Cesare Maestri’s disputed first ascent of the tower in 1959 was the beginning of Cerro Torre’s magnetism for ethical dissent. Maestri returned eleven years later to establish the Compressor Route on the spire’s southeast ridge. He and his team hauled along a compressor to power their drill, over-bolted the face, then chopped a line of their own bolts on the descent (Jim Bridwell pioneered a 20-meter A3 aid route alongside the chopped bolts that now serves as the standard route through that section). Maestri’s bolt bonanza incited Reinhold Messner to write “The Murder of the Impossible”, a short essay in Mountain that denounced the premature rush to bolt direttissimas; debate over whether to chop Maestri’s remaining bolts continues today.
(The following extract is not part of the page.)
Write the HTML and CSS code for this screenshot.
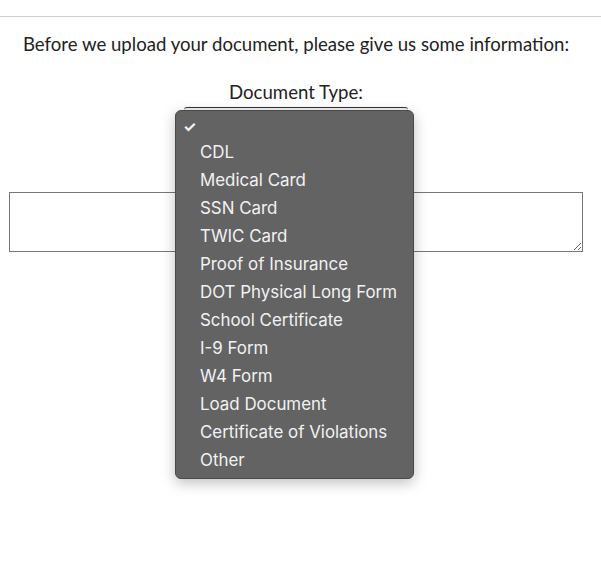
FILE: index.html
```html
<!DOCTYPE html>
<html lang="en">
  <head>
    <meta charset="UTF-8" />
    <meta name="viewport" content="width=device-width, initial-scale=1.0" />
    <title>Upload Document</title>
    <link rel="stylesheet" href="styles.css">
  </head>
  <body>
    <div class="topline"></div>

    <div class="upload-form">
      <p class="intro">Before we upload your document, please give us some information:</p>

      <label class="field-label" for="doc-type">Document Type:</label>
      <div class="select-wrap">
        <div class="select-box" id="doc-type"></div>

        <!-- open dropdown menu -->
        <ul class="menu">
          <li class="selected"><span class="check">&#10003;</span></li>
          <li>CDL</li>
          <li>Medical Card</li>
          <li>SSN Card</li>
          <li>TWIC Card</li>
          <li>Proof of Insurance</li>
          <li>DOT Physical Long Form</li>
          <li>School Certificate</li>
          <li>I-9 Form</li>
          <li>W4 Form</li>
          <li>Load Document</li>
          <li>Certificate of Violations</li>
          <li>Other</li>
        </ul>
      </div>

      <textarea class="notes"></textarea>
    </div>
  </body>
</html>
```

FILE: styles.css
```css
html,
body {
  min-height: 100%;
}
body {
  margin: 0;
  min-height: 577px;
  font-family: Lato, "Noto Sans", sans-serif;
  color: #222;
  background-color: #fff;
}
.topline {
  height: 16px;
  border-bottom: 1px solid #d0d0d0;
}
.upload-form {
  display: flex;
  flex-direction: column;
  align-items: center;
  padding: 0 18px 260px 9px;
}
.intro {
  margin: 15px 0 0;
  font-size: 18.6px;
  line-height: 24px;
}
.field-label {
  margin-top: 24px;
  font-size: 18.6px;
  line-height: 24px;
}
.select-wrap {
  position: relative;
  margin-top: 3px;
  width: 224px;
}
.select-box {
  height: 20px;
  border-top: 1px solid #333;
  border-radius: 3px;
  background: #f3f3f3;
}
.menu {
  position: absolute;
  top: 3px;
  left: -9px;
  width: 239px;
  margin: 0;
  padding: 1px 0 3px;
  list-style: none;
  background-color: #636364;
  border: 1px solid #4a4a4a;
  border-radius: 6px;
  box-shadow: 0 4px 14px rgba(0, 0, 0, 0.25);
  box-sizing: border-box;
  z-index: 2;
}
.menu li {
  height: 28px;
  line-height: 26px;
  padding-left: 24px;
  font-family: Inter, "Noto Sans", sans-serif;
  font-size: 16.9px;
  color: #f2f2f2;
  position: relative;
}
.menu li.selected {
  height: 27px;
  line-height: 29px;
}
.menu .check {
  position: absolute;
  left: 7px;
  font-size: 15px;
  font-weight: bold;
}
.notes {
  align-self: stretch;
  margin-top: 64px;
  height: 60px;
  border: 1px solid #777;
  box-sizing: border-box;
  width: 574px;
}
```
Wharton and Smith followed in Salvaterra and Mabboni’s footsteps by hooking through a pitch of A2 and keeping cool on two pitches of 5.10+ R face climbing to avoid the “mandatory” 80-meter bolt traverse (the traverse alone has nearly 200 bolts), located nine pitches below the summit. Reaching the ice towers, where Salvaterra and Mabboni continued on bolts in 1999, Wharton and Smith ventured into an ice chimney for over 200 feet of climbing up to the headwall. It is likely that this is the ice chimney’s first ascent.

A severe storm doused the pair’s aspirations for a boltless ascent one pitch up on the headwall, Wharton said. “As ropes and aiders blew straight up and fingers froze, [Zack] was forced to use the bolts. From there we struggled to the top in miserable conditions.” Storms are common in the area due to a microclimate caused by the Patagonian Ice Cap. For the three remaining pitches on the headwall, the pair had difficulty climbing in the wind, despite relying on the final bolts. Wharton and Smith soloed toward the summit after completing the route but decided to turn back about twenty feet from the top, as the wind made the final steps on the snow mushroom too dangerous to attempt.

Wharton noted that the excessive bolting–there are about 450 bolts on Maestri’s line–could, relatively safely, be reduced to fewer than twenty. “I’m glad we climbed so much of the route without bolts,” Wharton said. “I’m also excited to see that the 120 meter headwall (in better conditions) will go with perhaps only 30 meters of aid–20 of which are the legitimate aid climbing of the Bridwell pitch. And I thought we did a great job struggling onto the top in horrendous weather. I’m disappointed, however, that in the end we took the easy way out, using the bolts to gain the top in what would otherwise have been unclimbable conditions. Human laziness, and coveting the easy way to the top is a sad piece of the Compressor Route story, and although Zach and I nearly avoided this path, in the end we fell just short. So for me the southeast ridge still needs some attention, and our ascent… despite many hearty congrats, will feel a bit bittersweet.”